Just being offered the job was ... I don't know if I can describe the feeling. I'm just so appreciative of the opportunity Ross gave me this summer. He and Cody have made me feel welcome and comfortable and I honestly couldn't have asked for a better experience. The job offer was icing on the cake, and part of me wanted to grab it, to, once again, say to hell with school (because, let's be honest, I know me, there's no way I was going to finish school out here if I had taken the job). But I've been so focused on school, on graduating ... I can't throw that away. Ten more months. And if BOOM! is hiring next May, I would come back to L.A. in an instant. And if they're not, oh well, y'know?

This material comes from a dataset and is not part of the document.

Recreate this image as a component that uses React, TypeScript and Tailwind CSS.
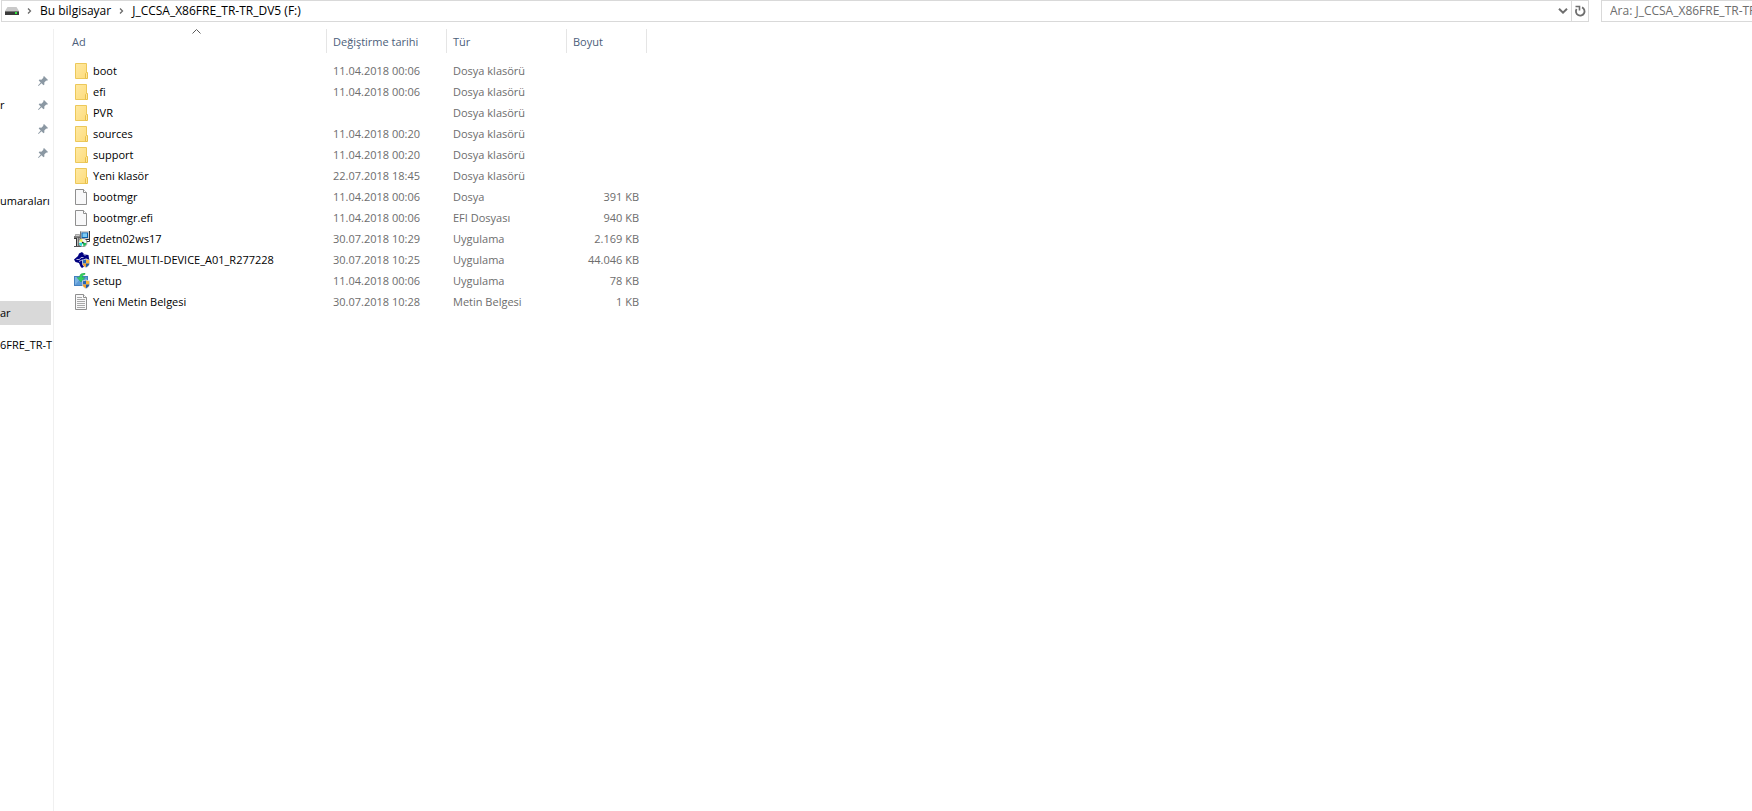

I concluded that I'm okay with passing up the job to finish school. There will (hopefully) be other job offers. But if I stayed here in L.A. and didn't graduate, there's absolutely no way I would have been able to live with myself.

3 comments:

kristieh said...

this is me, excited for you. way to go!

Chip said...

this is me, sad to see you go. Way to let me down! :P

Seriously, good luck at school! You punk!

raptorpack said...

I would like to make one correction. You're not a geek, you're a nerd. A nerd is someone like you. A geek is the other 500 people standing in front of you at a movie premire dressed in bad costumes of the characters of the current and/or previous films. A dork is other 200 in front of them with "authentic" costumes. :) Since the only costume I have ever seen you where is your black pants, with black shirt and black hat with "The Crow" on it; I feel confident in stating this claim.